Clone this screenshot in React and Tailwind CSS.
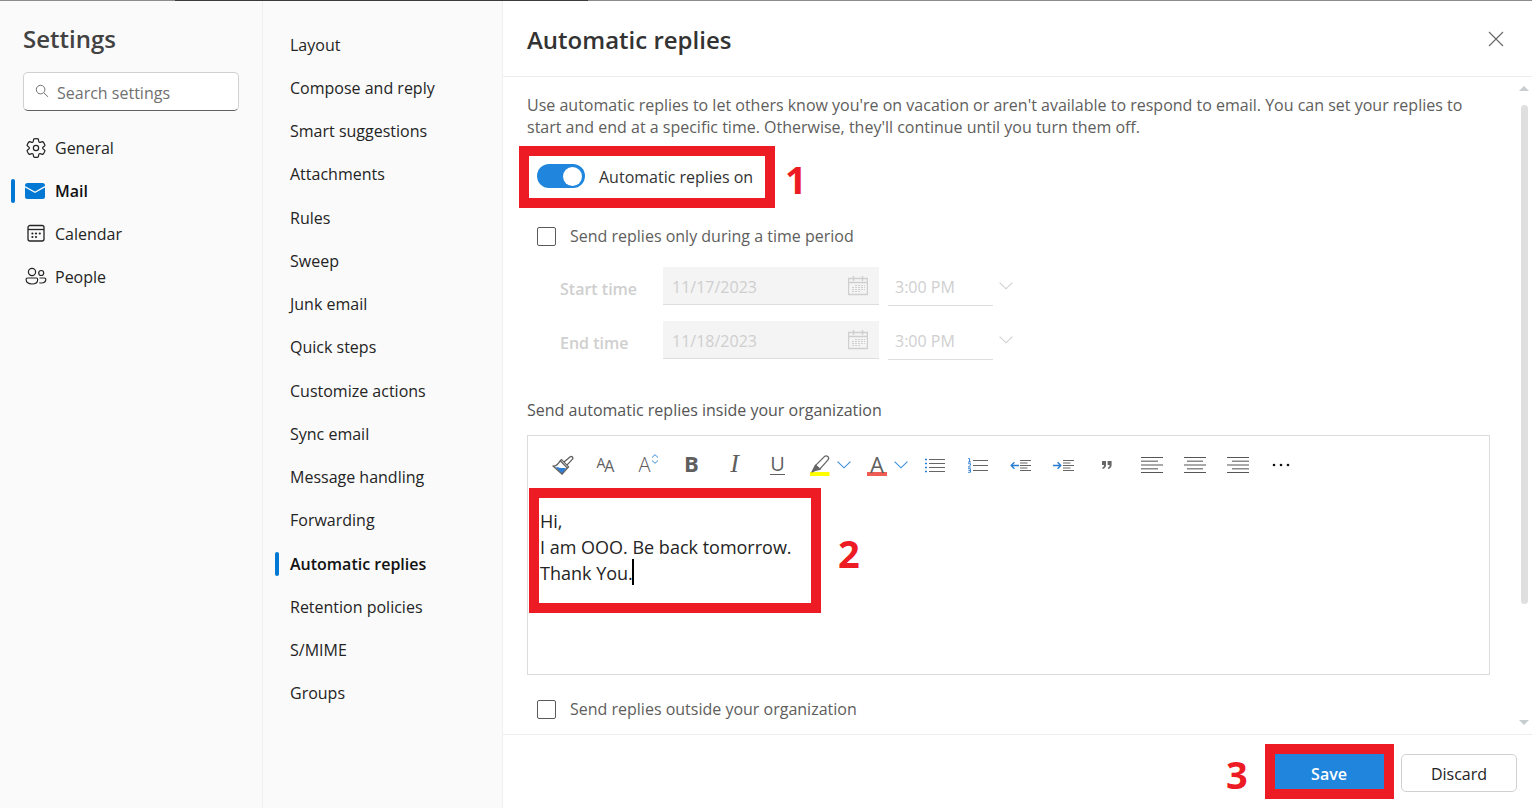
import React from "react";
import clsx from "clsx";

const GearIcon = () => (
  <svg viewBox="0 0 20 20" className="size-[22px]" fill="none" stroke="currentColor" strokeWidth="1.1">
    <path d="M1.91 7.38A8.5 8.5 0 0 1 3.7 4.3a.5.5 0 0 1 .54-.13l1.92.68a1 1 0 0 0 1.32-.76l.36-2a.5.5 0 0 1 .4-.4 8.53 8.53 0 0 1 3.55 0c.2.04.35.2.38.4l.37 2a1 1 0 0 0 1.32.76l1.92-.68a.5.5 0 0 1 .54.13 8.5 8.5 0 0 1 1.78 3.08c.06.2 0 .4-.15.54l-1.56 1.32a1 1 0 0 0 0 1.52l1.56 1.32a.5.5 0 0 1 .15.54 8.5 8.5 0 0 1-1.78 3.08.5.5 0 0 1-.54.13l-1.92-.68a1 1 0 0 0-1.32.76l-.37 2a.5.5 0 0 1-.38.4 8.53 8.53 0 0 1-3.56 0 .5.5 0 0 1-.39-.4l-.36-2a1 1 0 0 0-1.32-.76l-1.92.68a.5.5 0 0 1-.54-.13 8.5 8.5 0 0 1-1.78-3.08.5.5 0 0 1 .15-.54l1.56-1.32a1 1 0 0 0 0-1.52L2.06 7.92a.5.5 0 0 1-.15-.54Z" />
    <circle cx="10" cy="10" r="2.4" />
  </svg>
);

const MailIcon = () => (
  <svg viewBox="0 0 22 22" className="size-[22px]">
    <rect x="0" y="3" width="20" height="16" rx="2.5" fill="#0078d4" />
    <path d="M-0.5 6.4 10 12.2 20.5 6.4" fill="none" stroke="#fafafa" strokeWidth="1.3" />
  </svg>
);

const CalendarIcon = () => (
  <svg viewBox="0 0 22 22" className="size-[22px]" fill="none" stroke="currentColor" strokeWidth="1.3">
    <rect x="3" y="2.500" width="16" height="15.500" rx="2" />
    <path d="M3 6.500h16" />
    <g fill="currentColor" stroke="none">
      <circle cx="7.4" cy="10.5" r="1.1" />
      <circle cx="11" cy="10.5" r="1.1" />
      <circle cx="14.8" cy="10.5" r="1.1" />
      <circle cx="7.4" cy="14" r="1.1" />
      <circle cx="11" cy="14" r="1.1" />
    </g>
  </svg>
);

const PeopleIcon = () => (
  <svg viewBox="0 0 22 22" className="size-[22px]" fill="none" stroke="currentColor" strokeWidth="1.2">
    <circle cx="7" cy="6" r="3.6" />
    <circle cx="16.2" cy="7" r="2.5" />
    <path d="M2.500 12h8.800a1.400 1.400 0 0 1 1.400 1.400c0 3-2.300 4.600-5.800 4.600S1.100 16.400 1.100 13.400A1.400 1.400 0 0 1 2.500 12Z" />
    <path d="M14.500 12h5a1.300 1.300 0 0 1 1.300 1.300c0 2.400-1.800 3.700-4.400 3.700-.8 0-1.500-.1-2.100-.3" />
  </svg>
);

const SearchIcon = () => (
  <svg viewBox="0 0 14 14" className="size-[14px] shrink-0 -translate-y-px" fill="none" stroke="#707070" strokeWidth="1">
    <circle cx="5.6" cy="5.6" r="4.3" />
    <path d="m8.7 8.7 4.4 4.2" />
  </svg>
);

const DateIcon = () => (
  <svg viewBox="0 0 20 20" className="size-5 shrink-0" fill="none" stroke="#cfcfcf">
    <path d="M.5 2.5h19v16H.5zM.5 6.5h19M5.5 0v5M14.5 0v5" strokeWidth="1.4" />
    <path d="M7 9.5h10M4 11.500h13M4 13.500h13M4 15.500h9" strokeDasharray="2 1" strokeWidth="1.2" />
  </svg>
);

const Chevron = ({ color }) => (
  <svg viewBox="0 0 14 8" className="h-2 w-[14px] shrink-0" fill="none" stroke={color} strokeWidth="1.1">
    <path d="m.6.6 6.4 6.2L13.4.6" />
  </svg>
);

const BrushIcon = () => (
  <svg viewBox="0 0 22 22" className="size-[22px]" fill="none" stroke="#5f5f5f" strokeWidth="1.3" strokeLinejoin="round">
    <path d="M4.4 12.8c2 1 5.400 1.500 9.600 1.200l-3.600 6-6.200-6Z" fill="#2b7cd3" stroke="none" />
    <path d="m9.600 5.600 7 7.300-1.200 1.100-5.200 6.200L1 12c3.200.4 5.300-2.300 7.200-5.200Z" />
    <path d="m8.200 6.800 7.200 7.300M12 8l6.300-5.200c1.700-.9 3.200.8 2.200 2.300l-5.600 6" />
  </svg>
);

const HighlighterIcon = () => (
  <svg viewBox="0 0 20 22" className="h-[22px] w-5" fill="none" stroke="#666" strokeWidth="1.3" strokeLinejoin="round">
    <path d="M0 18h19.5v4H0z" fill="#ffff00" stroke="none" />
    <path d="M5.6 11.4 14.4 2.6c2.4-2 5.4.8 3.6 3.3l-8.2 9.2Z" />
    <path d="M5.4 11.2 10 15.4l-3.6.6L2 18Z" fill="#666" />
  </svg>
);

const BulletsIcon = () => (
  <svg viewBox="0 0 22 16" className="h-4 w-[22px]" strokeWidth="1.1">
    <path d="M5 2.5h16M5 6.5h16M5 10.5h16M5 14.5h16" stroke="#666" />
    <path d="M1 2.5h2M1 6.5h2M1 10.5h2M1 14.5h2" stroke="#2b7cd3" strokeWidth="1.4" />
  </svg>
);

const NumbersIcon = () => (
  <svg viewBox="0 0 22 16" className="h-4 w-[22px]" fill="none">
    <path d="M6 3.5h15M6 8.5h15M6 13.5h15" stroke="#666" strokeWidth="1.2" />
    <g stroke="#2b7cd3" strokeWidth=".9">
      <path d="M1.200 1.500h1.300v3.500M1 5h3" />
      <path d="M1 6.700h2.500v1.500L1.300 10h2.500" />
      <path d="M1 11.700h2.500v3.600H1M1.500 13.500h2" />
    </g>
  </svg>
);

const IndentIcon = ({ arrow }) => (
  <svg viewBox="0 0 22 16" className="h-4 w-[22px]" fill="none">
    <path d="M10 3.5h11M10 13.5h11M10 8.5h11" stroke="#666" strokeWidth="1.1" />
    <path d="M10 6h7.5M10 11h7.5" stroke="#9a9a9a" strokeWidth="1.6" />
    <path d={arrow} stroke="#2b7cd3" strokeWidth="1.4" />
  </svg>
);

const QuoteIcon = () => (
  <svg viewBox="0 0 12 10" className="h-[10px] w-3" fill="#666">
    <path d="M1 1h4v4c0 2-1.3 3.6-3.4 4L1.2 7.8C2.4 7.3 3 6.5 3 5H1Z" />
    <path d="M6.6 1h4v4c0 2-1.3 3.6-3.4 4l-.4-1.2C8 7.3 8.6 6.5 8.6 5h-2Z" />
  </svg>
);

const AlignIcon = ({ short }) => (
  <svg viewBox="0 0 22 18" className="h-[18px] w-[22px]" strokeWidth="1.2">
    <path d="M0 1.5h22M0 9h22M0 16.5h22" stroke="#555" />
    <path d={short} stroke="#8a8a8a" strokeWidth="1.5" />
  </svg>
);

const sections = [
  { name: "General", icon: GearIcon },
  { name: "Mail", icon: MailIcon },
  { name: "Calendar", icon: CalendarIcon },
  { name: "People", icon: PeopleIcon },
];

const mailPages = [
  "Layout",
  "Compose and reply",
  "Smart suggestions",
  "Attachments",
  "Rules",
  "Sweep",
  "Junk email",
  "Quick steps",
  "Customize actions",
  "Sync email",
  "Message handling",
  "Forwarding",
  "Automatic replies",
  "Retention policies",
  "S/MIME",
  "Groups",
];

const times = [
  { id: "start", label: "Start time", date: "11/17/2023" },
  { id: "end", label: "End time", date: "11/18/2023" },
];

const ToolButton = ({ label, children }) => (
  <button aria-label={label} className="flex h-8 w-[43px] items-center justify-center text-[#5f5f5f]">
    {children}
  </button>
);

const ColorButton = ({ label, children }) => (
  <div className="flex h-8 w-[57px] items-center">
    <button aria-label={label} className="flex w-[38px] justify-center pl-1">
      {children}
    </button>
    <button aria-label={label + " options"} className="flex h-8 w-[19px] items-center">
      <Chevron color="#3a8ddd" />
    </button>
  </div>
);

const Toolbar = () => (
  <div className="flex items-center pt-[13px] pl-[13px]">
    <ToolButton label="Format painter"><BrushIcon /></ToolButton>
    <ToolButton label="Font">
      <span className="pb-1 text-sm">A</span>
      <span className="-ml-px pt-px text-base">A</span>
    </ToolButton>
    <ToolButton label="Font size">
      <span className="text-xl font-light">A</span>
      <svg viewBox="0 0 8 10" className="mb-3 h-[10px] w-2" fill="none" stroke="#3a8ddd">
        <path d="M1 3.5 4 .7l3 2.8M1 6.5l3 2.8 3-2.8" />
      </svg>
    </ToolButton>
    <ToolButton label="Bold"><span className="pb-1 text-[22px] font-bold">B</span></ToolButton>
    <ToolButton label="Italic"><span className="pb-1 font-['Liberation_Serif',serif] text-[26px] italic">I</span></ToolButton>
    <ToolButton label="Underline"><span className="h-5 border-b border-[#5f5f5f] text-xl leading-[18px]">U</span></ToolButton>
    <ColorButton label="Highlight"><HighlighterIcon /></ColorButton>
    <ColorButton label="Font color">
      <span className="flex h-[22px] w-5 justify-center border-b-4 border-[#ee5c54] text-[22px] leading-[20px] text-[#5f5f5f]">A</span>
    </ColorButton>
    <ToolButton label="Bullets"><BulletsIcon /></ToolButton>
    <ToolButton label="Numbering"><NumbersIcon /></ToolButton>
    <ToolButton label="Decrease indent"><IndentIcon arrow="M9 8.5H1.2M4.4 5.3 1.2 8.5l3.2 3.2" /></ToolButton>
    <ToolButton label="Increase indent"><IndentIcon arrow="M0 8.5h7.8M4.6 5.3l3.2 3.2-3.2 3.2" /></ToolButton>
    <ToolButton label="Quote"><QuoteIcon /></ToolButton>
    <div className="flex pl-0.5">
      <ToolButton label="Align left"><AlignIcon short="M0 5.2h17M0 12.8h17" /></ToolButton>
      <ToolButton label="Align center"><AlignIcon short="M3 5.2h16M3 12.8h16" /></ToolButton>
      <ToolButton label="Align right"><AlignIcon short="M5 5.2h17M5 12.8h17" /></ToolButton>
      <ToolButton label="More">
        <svg viewBox="0 0 18 4" className="h-1 w-[18px]" fill="#111">
          <circle cx="2" cy="2" r="1.3" />
          <circle cx="9" cy="2" r="1.3" />
          <circle cx="16" cy="2" r="1.3" />
        </svg>
      </ToolButton>
    </div>
  </div>
);

const NavMarker = () => <span className="absolute left-0 h-6 w-1 rounded-full bg-[#0078d4]" />;

const Step = ({ className, children }) => (
  <span className={clsx("absolute text-[38px] leading-10 font-bold text-[#ed1c24]", className)}>{children}</span>
);

const Check = ({ id, label }) => (
  <div className="flex items-center pl-[10px]">
    <input id={id} type="checkbox" className="size-[19px] appearance-none rounded-xs border border-[#5a5a5a]" />
    <label htmlFor={id} className="pl-[14px] leading-5 text-[#605e5c]">{label}</label>
  </div>
);

const App = () => {
  return (
    <div className="flex h-screen flex-col bg-white font-['Open_Sans','Noto_Sans',sans-serif] text-base text-[#242424]">
      <div className="flex h-px shrink-0">
        <div className="w-[175px] bg-[#8c8c8c]" />
        <div className="w-[413px] bg-[#3b3b3b]" />
        <div className="flex-1 bg-[#8c8c8c]" />
      </div>
      <div className="flex min-h-0 flex-1">
        <aside className="w-[263px] shrink-0 border-r border-[#efefef] bg-[#fafafa] pt-[22px]">
          <h1 className="pl-[23px] text-2xl leading-8 font-semibold text-[#424242]">Settings</h1>
          <div className="mx-[23px] mt-[17px] flex h-[39px] items-center gap-2 rounded-[5px] border border-[#d1d1d1] border-b-[#616161] bg-white pl-[11px]">
            <SearchIcon />
            <input
              type="text"
              aria-label="Search settings"
              placeholder="Search settings"
              className="w-full min-w-0 pt-0.5 outline-none placeholder:text-[#707070]"
            />
          </div>
          <nav className="mt-[15px] pl-[11px]">
            {sections.map(({ name, icon: Icon }) => (
              <a key={name} href="#" className={clsx("relative flex h-[43px] items-center gap-2 pl-[14px]", name === "Mail" && "font-semibold text-[#111]")}>
                {name === "Mail" && <NavMarker />}
                <Icon />
                {name}
              </a>
            ))}
          </nav>
        </aside>

        <nav className="w-[240px] shrink-0 border-r border-[#efefef] bg-[#fafafa] pt-[22px] pl-3">
          <div className="grid min-h-[692px] auto-rows-fr">
            {mailPages.map((page) => (
              <a key={page} href="#" className={clsx("relative flex items-center pl-[15px]", page === "Automatic replies" && "font-semibold text-[#111]")}>
                {page === "Automatic replies" && <NavMarker />}
                {page}
              </a>
            ))}
          </div>
        </nav>

        <main className="flex min-w-0 flex-1 flex-col">
          <header className="flex h-[76px] shrink-0 items-center justify-between border-b border-[#ededed] pr-7 pl-6">
            <h2 className="pt-0.5 text-2xl leading-8 font-semibold text-[#333]">Automatic replies</h2>
            <button aria-label="Close">
              <svg viewBox="0 0 16 16" className="size-4" stroke="#666" strokeWidth="1.1">
                <path d="m1 1 14 14M15 1 1 15" />
              </svg>
            </button>
          </header>

          <div className="flex min-h-0 flex-1">
            <div className="min-w-0 flex-1 overflow-hidden pt-[17px] pr-7 pl-6">
              <p className="leading-[22px] text-[#605e5c]">
                Use automatic replies to let others know you're on vacation or aren't available to respond to email. You can set your replies to start and end at a specific time. Otherwise, they'll continue until you turn them off.
              </p>

              <div className="relative mt-[26px] flex h-6 items-center pl-[10px]">
                <input
                  id="auto"
                  type="checkbox"
                  role="switch"
                  defaultChecked
                  className="flex h-6 w-12 appearance-none items-center justify-end rounded-full bg-[#2086dd] pr-[3px] before:size-[19px] before:rounded-full before:bg-white"
                />
                <label htmlFor="auto" className="pt-0.5 pl-[14px] text-[#333]">Automatic replies on</label>
                <div className="pointer-events-none absolute top-[-18px] left-[-8px] h-[62px] w-64 border-[10px] border-[#ed1c24]" />
                <Step className="top-[-5px] left-[258px]">1</Step>
              </div>

              <div className="mt-[38px]">
                <Check id="period" label="Send replies only during a time period" />
              </div>

              <div className="mt-[21px] flex flex-col gap-4 pl-[33px] text-[#cfcfcf]">
                {times.map(({ id, label, date }) => (
                  <div key={id} className="flex h-[38px] items-center">
                    <label htmlFor={id} className="w-[103px] pt-1.5 font-semibold">{label}</label>
                    <div className="flex h-full w-[216px] items-center border-b border-[#dedede] bg-[#f4f4f4] pr-[11px] pl-[9px]">
                      <input id={id} type="text" disabled defaultValue={date} className="w-full min-w-0 pt-0.5" />
                      <DateIcon />
                    </div>
                    <select aria-label={label + " hour"} disabled className="ml-[9px] h-[39px] w-[105px] appearance-none border-b border-[#dedede] pt-0.5 pl-[7px]">
                      <option>3:00 PM</option>
                    </select>
                    <div className="ml-[6px]"><Chevron color="#cfcfcf" /></div>
                  </div>
                ))}
              </div>

              <label htmlFor="message" className="mt-[39px] block leading-6 text-[#555]">Send automatic replies inside your organization</label>

              <div className="relative mt-[13px] h-60 border border-[#dcdcdc]">
                <Toolbar />
                <textarea
                  id="message"
                  defaultValue={"Hi,\nI am OOO. Be back tomorrow.\nThank You."}
                  className="mt-[27px] block h-32 w-full resize-none pl-3 text-lg leading-[26px] outline-none"
                />
                <div className="pointer-events-none absolute top-[52px] left-px h-[125px] w-[292px] border-[10px] border-[#ed1c24]" />
                <span className="absolute top-[123px] left-[104px] h-[26px] w-[2px] bg-black" />
                <Step className="top-[97px] left-[310px]">2</Step>
              </div>

              <div className="mt-6">
                <Check id="outside" label="Send replies outside your organization" />
              </div>
            </div>

            <div className="flex w-4 shrink-0 flex-col items-center pt-2 pb-2 -ml-0.5">
              <svg viewBox="0 0 10 6" className="h-[6px] w-[10px]" fill="#c8cdd0"><path d="m0 6 5-5 5 5Z" /></svg>
              <div className="my-[14px] w-[7px] flex-1">
                <div className="h-[83%] rounded-full bg-[#dfdfdf]" />
              </div>
              <svg viewBox="0 0 10 6" className="h-[6px] w-[10px]" fill="#c8cdd0"><path d="m0 0 5 5 5-5Z" /></svg>
            </div>
          </div>

          <footer className="flex h-[74px] shrink-0 items-center justify-end gap-[14px] border-t border-[#ededed] pt-0.5 pr-[15px]">
            <div className="relative">
              <button className="h-[38px] w-[116px] rounded bg-[#2086dd] pt-0.5 font-semibold text-white">Save</button>
              <div className="pointer-events-none absolute top-[-10px] left-[-6px] h-[55px] w-[129px] border-[10px] border-[#ed1c24]" />
              <Step className="top-0 left-[-45px]">3</Step>
            </div>
            <button className="h-[38px] w-[116px] rounded-[5px] border border-[#d1d1d1] pt-0.5">Discard</button>
          </footer>
        </main>
      </div>
    </div>
  );
};

export default App;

Problem to work on> Write down every line from the opening of the listing to the line with "import clsx from", both included, and nothing else; the pictures are omitted.

Answer in full>
Clone this screenshot in React and Tailwind CSS.
import React from "react";
import clsx from "clsx";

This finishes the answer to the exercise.